**Problem details**
Count the lines in the entries below that include the word "with". Give nothing but the number.

**Excerpted data**
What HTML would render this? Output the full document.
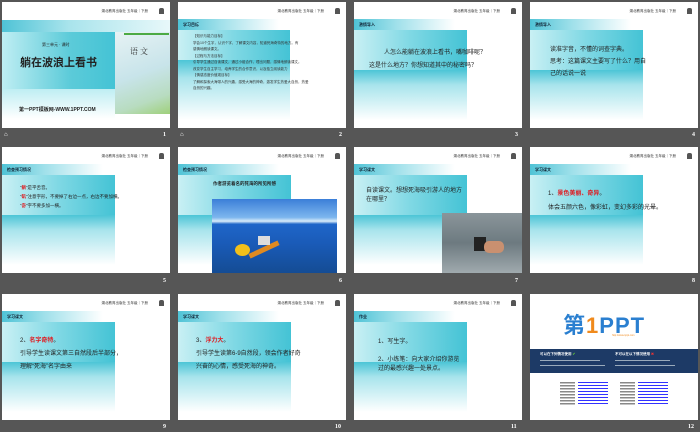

--

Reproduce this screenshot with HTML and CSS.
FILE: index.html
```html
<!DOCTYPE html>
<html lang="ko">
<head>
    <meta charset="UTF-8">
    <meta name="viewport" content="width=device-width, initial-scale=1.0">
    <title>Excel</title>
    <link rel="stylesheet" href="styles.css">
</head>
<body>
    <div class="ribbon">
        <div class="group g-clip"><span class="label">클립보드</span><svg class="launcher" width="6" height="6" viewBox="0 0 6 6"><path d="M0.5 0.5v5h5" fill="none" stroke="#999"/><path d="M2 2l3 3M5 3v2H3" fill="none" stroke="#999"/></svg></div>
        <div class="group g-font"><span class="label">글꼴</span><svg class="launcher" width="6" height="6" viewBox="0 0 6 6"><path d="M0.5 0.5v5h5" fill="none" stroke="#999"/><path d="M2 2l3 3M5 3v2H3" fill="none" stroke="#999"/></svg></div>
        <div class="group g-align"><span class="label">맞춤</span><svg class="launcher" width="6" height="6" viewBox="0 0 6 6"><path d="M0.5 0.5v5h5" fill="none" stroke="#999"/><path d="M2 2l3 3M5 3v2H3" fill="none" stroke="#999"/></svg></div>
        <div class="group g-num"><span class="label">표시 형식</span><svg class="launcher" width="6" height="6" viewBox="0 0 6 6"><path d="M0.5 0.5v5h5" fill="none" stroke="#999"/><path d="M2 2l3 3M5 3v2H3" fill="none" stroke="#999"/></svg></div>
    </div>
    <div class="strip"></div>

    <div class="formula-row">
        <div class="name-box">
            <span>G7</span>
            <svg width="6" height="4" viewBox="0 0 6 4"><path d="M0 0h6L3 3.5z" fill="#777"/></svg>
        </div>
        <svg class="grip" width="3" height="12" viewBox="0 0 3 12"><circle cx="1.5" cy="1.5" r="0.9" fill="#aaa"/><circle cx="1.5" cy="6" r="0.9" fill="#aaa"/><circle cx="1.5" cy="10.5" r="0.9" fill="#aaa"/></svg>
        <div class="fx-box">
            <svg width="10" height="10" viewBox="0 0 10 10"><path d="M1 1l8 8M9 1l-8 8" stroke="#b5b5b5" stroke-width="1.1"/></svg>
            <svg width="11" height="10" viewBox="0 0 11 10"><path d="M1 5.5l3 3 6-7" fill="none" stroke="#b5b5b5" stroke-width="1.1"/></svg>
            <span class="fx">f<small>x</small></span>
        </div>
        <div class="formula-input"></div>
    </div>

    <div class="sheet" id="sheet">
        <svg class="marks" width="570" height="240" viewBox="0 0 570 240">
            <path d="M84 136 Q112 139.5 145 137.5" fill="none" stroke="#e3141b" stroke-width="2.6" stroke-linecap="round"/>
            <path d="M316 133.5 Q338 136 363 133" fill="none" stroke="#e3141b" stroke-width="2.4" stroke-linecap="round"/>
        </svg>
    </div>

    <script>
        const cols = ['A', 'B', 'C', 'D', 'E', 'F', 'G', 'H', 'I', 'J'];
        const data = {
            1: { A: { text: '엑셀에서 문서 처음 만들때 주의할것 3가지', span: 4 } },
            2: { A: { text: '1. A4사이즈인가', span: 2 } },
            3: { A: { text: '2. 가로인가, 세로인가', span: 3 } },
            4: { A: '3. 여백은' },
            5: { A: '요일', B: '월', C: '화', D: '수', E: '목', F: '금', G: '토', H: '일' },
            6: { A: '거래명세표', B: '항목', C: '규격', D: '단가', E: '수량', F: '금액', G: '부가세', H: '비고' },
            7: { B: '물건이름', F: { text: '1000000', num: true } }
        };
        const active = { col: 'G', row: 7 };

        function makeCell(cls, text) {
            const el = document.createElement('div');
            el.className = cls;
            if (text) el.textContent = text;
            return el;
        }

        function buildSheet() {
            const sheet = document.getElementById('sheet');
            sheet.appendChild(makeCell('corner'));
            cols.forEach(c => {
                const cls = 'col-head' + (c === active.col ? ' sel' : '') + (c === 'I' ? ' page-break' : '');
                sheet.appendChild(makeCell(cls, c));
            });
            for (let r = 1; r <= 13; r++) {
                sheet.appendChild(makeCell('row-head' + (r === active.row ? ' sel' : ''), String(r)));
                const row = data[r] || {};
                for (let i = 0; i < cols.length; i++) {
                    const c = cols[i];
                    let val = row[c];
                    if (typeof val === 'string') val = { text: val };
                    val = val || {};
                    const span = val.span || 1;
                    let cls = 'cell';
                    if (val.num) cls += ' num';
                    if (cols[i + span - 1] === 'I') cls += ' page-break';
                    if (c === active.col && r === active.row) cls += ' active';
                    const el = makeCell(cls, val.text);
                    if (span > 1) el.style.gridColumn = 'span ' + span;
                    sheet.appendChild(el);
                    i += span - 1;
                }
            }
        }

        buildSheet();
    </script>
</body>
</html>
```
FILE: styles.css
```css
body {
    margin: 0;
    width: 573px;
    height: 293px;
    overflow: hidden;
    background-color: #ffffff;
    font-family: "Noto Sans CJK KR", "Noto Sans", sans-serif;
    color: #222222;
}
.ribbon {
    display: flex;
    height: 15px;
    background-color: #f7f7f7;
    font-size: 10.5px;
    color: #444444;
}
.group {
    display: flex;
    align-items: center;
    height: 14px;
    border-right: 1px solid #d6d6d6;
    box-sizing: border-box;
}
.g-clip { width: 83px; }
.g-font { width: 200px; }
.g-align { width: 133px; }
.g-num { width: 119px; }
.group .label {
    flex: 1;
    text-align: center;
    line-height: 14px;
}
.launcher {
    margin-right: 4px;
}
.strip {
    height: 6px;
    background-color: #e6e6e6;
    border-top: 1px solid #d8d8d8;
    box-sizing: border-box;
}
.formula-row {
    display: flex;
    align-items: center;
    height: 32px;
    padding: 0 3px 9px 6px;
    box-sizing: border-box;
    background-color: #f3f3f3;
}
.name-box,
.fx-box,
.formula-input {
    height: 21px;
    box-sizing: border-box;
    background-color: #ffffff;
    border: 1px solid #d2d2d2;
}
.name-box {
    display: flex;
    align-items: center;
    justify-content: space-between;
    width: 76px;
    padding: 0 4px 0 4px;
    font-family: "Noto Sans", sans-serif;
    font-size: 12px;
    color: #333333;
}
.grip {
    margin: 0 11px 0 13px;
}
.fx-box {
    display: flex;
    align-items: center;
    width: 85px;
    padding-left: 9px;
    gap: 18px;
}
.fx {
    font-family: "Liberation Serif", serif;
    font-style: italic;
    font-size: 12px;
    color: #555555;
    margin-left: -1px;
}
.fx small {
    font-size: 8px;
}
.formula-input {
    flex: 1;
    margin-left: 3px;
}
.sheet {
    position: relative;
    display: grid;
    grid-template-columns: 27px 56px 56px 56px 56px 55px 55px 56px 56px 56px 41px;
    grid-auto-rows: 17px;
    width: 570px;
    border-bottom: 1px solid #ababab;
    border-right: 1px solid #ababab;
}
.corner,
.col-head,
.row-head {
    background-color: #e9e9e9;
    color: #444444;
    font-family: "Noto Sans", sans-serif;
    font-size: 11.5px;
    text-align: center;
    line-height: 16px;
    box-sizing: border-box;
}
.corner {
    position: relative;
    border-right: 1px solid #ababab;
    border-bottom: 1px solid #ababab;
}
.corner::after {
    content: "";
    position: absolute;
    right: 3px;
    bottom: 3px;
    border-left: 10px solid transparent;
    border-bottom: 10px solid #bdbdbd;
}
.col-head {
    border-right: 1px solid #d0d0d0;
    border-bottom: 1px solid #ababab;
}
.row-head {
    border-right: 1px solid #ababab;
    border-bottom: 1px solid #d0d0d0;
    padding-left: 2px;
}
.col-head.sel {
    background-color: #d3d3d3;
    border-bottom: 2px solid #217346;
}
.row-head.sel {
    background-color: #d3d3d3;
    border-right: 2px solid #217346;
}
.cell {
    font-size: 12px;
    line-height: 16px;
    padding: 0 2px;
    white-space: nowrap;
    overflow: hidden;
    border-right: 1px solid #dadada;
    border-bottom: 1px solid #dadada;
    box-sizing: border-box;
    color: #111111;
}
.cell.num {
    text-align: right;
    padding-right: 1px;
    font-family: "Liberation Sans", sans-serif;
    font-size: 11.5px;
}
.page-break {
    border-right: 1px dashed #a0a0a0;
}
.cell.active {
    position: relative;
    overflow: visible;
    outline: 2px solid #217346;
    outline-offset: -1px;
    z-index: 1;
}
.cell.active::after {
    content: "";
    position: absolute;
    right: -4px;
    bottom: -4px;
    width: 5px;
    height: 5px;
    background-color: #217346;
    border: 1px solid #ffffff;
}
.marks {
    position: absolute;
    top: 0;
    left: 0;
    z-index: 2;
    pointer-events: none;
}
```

--

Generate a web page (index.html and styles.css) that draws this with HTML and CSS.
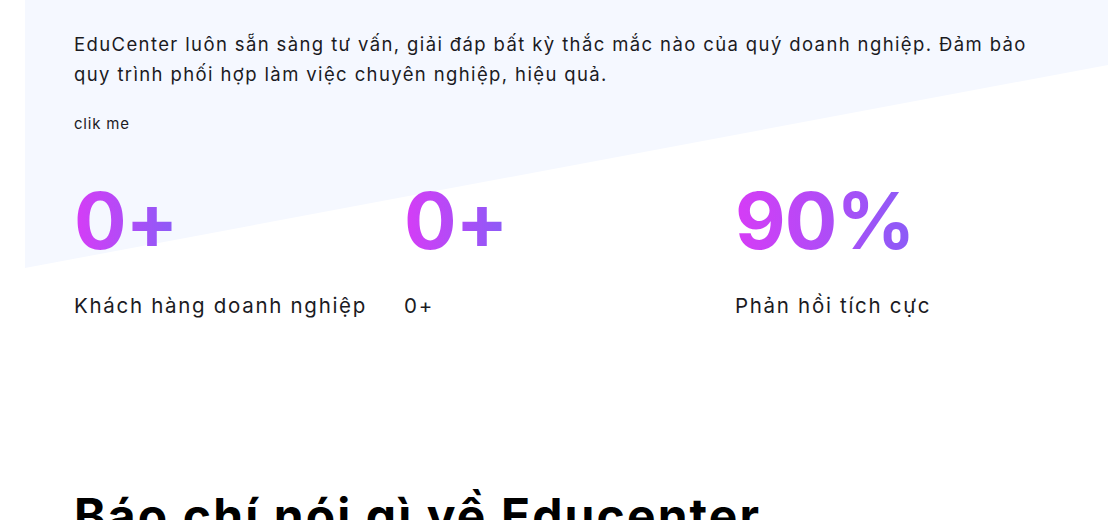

**Output below**
2